Initial structure with the least constraint

To test the effectiveness of the method for UPBN construction, we constructed the UPBN by the clique-based method [8], shown as Fig. 1. We then compared our constructed UPBNs with this UPBN, and recorded the number of different edges (e.g., no different edges in the UPBN shown in Fig. 1). We counted the number of UPBNs with various number of different edges (0 ~ 8), shown in Table 2. It can be seen that the UPBN constructed upon Fig. 3 is better than that upon Fig. 8 under the same conditions, since the former derives less different edges than the latter. Moreover, the number of the constructed UPBNs with less different edges under CCPT is obviously larger than that under RCPT (e.g., the number of UPBNs with 0 different edges under DAG1 + CCPT is greater than that under DAG1 + RCPT), which means that our constraint-based method is beneficial and better than the traditional method by EM directly in parameter learning for UPBN construction. Thus, our method for UPBN construction is effective w.r.t. user preference modeling from rating data.

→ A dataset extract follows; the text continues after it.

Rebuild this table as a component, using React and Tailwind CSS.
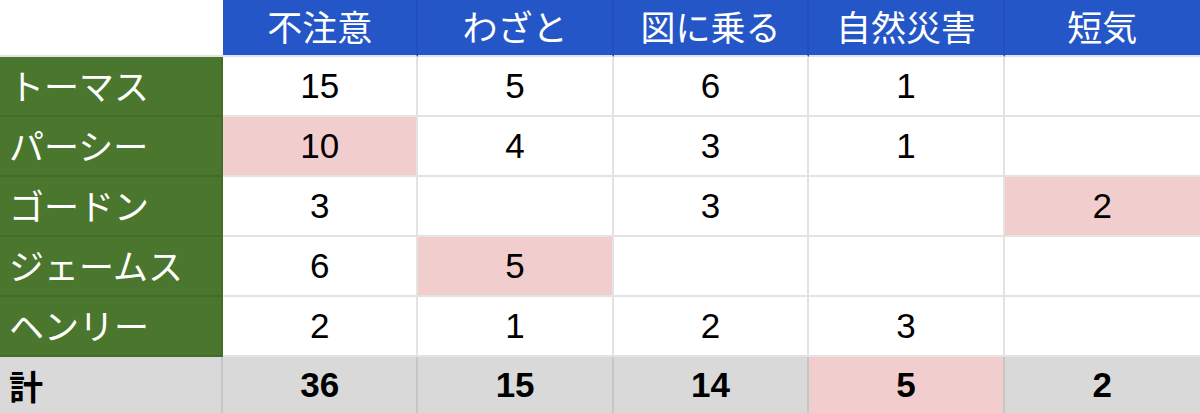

Table 2. Structures of learned UPBN under different conditions

6 Conclusions and Future Work

In this paper, we aimed to give a constraint-based method for modeling user preference from rating data to provide underlying techniques for the novel personalized services in the context of mobile Internet like applications. Accordingly, we gave the property that enables CPTs related to the latent variable to fit data sets by EM and constructed UPBN to represent arbitrary dependencies between user preference and explicit attributes in rating data. Experimental results showed the efficiency and effectiveness. However, only test on synthetic data is not enough to verify the feasibility of our method in realistic situations. So, we will make more experiments on real rating data sets further. As well, modeling preference from massive, distributed and dynamic rating data is what we are currently exploring.